Okay.. just throwing this out there... um,.. deep breathing has REALLY helped me calm down sometimes. 

Suck in a big breath of air while your stomach moves OUT, not in, and then breathe it out slowly and move your stomach back in.

And even if it doesn't calm you down immediately, or you're in a really bad situation, at least your brain will be getting more oxygen and maybe you'll be able to think more clearly.


----------



## Bad Religion (Dec 14, 2006)

My therapist told me to do that (she even had me practice in front of her, talk about awkward!) but I was kind of skeptical about it. Glad to hear that it has helped you because I've always wanted to try it when I feel panicky but haven't gotten around to it.


----------



## ToEkNeE (Aug 20, 2004)

*breathing exercise by Dr. Weil*

I use this type of breathing and it works really well at calming me down:

The 4-7-8 (or Relaxing Breath) Exercise
This exercise is utterly simple, takes almost no time, requires no equipment and can be done anywhere. Although you can do the exercise in any position, sit with your back straight while learning the exercise. Place the tip of your tongue against the ridge of tissue just behind your upper front teeth, and keep it there through the entire exercise. You will be exhaling through your mouth around your tongue; try pursing your lips slightly if this seems awkward.

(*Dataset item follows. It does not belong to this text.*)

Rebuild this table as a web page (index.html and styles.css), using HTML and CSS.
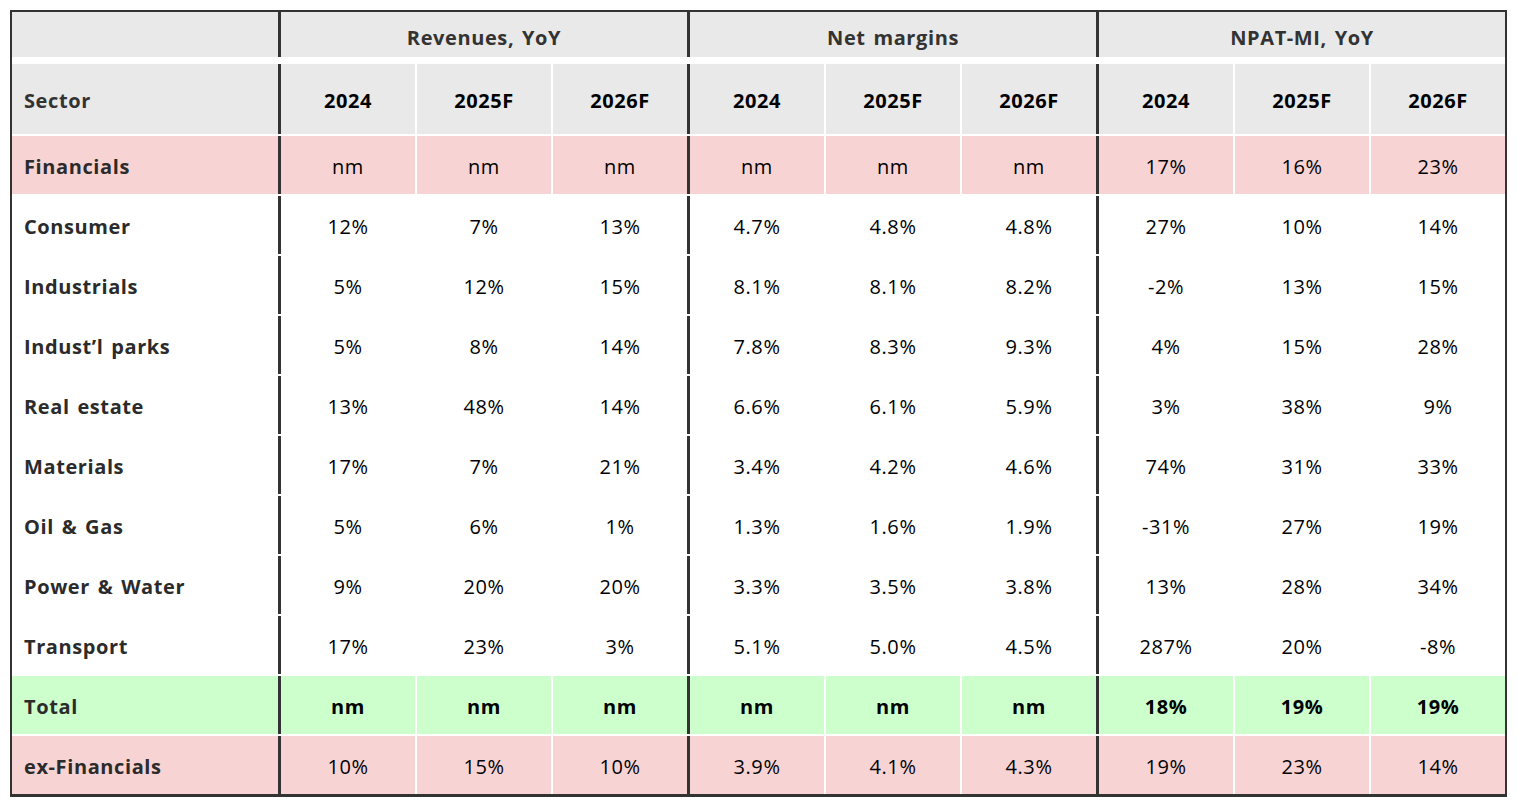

Exhale completely through your mouth, making a whoosh sound.
Close your mouth and inhale quietly through your nose to a mental count of four.
Hold your breath for a count of seven.
Exhale completely through your mouth, making a whoosh sound to a count of eight.
This is one breath. Now inhale again and repeat the cycle three more times for a total of four breaths. 
Note that you always inhale quietly through your nose and exhale audibly through your mouth. The tip of your tongue stays in position the whole time. Exhalation takes twice as long as inhalation. The absolute time you spend on each phase is not important; the ratio of 4:7:8 is important. If you have trouble holding your breath, speed the exercise up but keep to the ratio of 4:7:8 for the three phases. With practice you can slow it all down and get used to inhaling and exhaling more and more deeply.

This exercise is a natural tranquilizer for the nervous system. Unlike tranquilizing drugs, which are often effective when you first take them but then lose their power over time, this exercise is subtle when you first try it but gains in power with repetition and practice. Do it at least twice a day. You cannot do it too frequently. Do not do more than four breaths at one time for the first month of practice. Later, if you wish, you can extend it to eight breaths. If you feel a little lightheaded when you first breathe this way, do not be concerned; it will pass.


----------



## Beggiatoa (Dec 25, 2004)

I also do this sometimes. Just like a few minutes of silent mediation when you're particularly stressed, makes a big difference.

Holding your breath has the opposite effect and it raises blood pressure.


----------



## Little Willow (Oct 26, 2008)

My dad makes me do that. I used to feel like a massive idiot when he would make me do it in public, but now I realize how much it helped. Taking a few minutes to breathe is the best thing you can do for yourself.


----------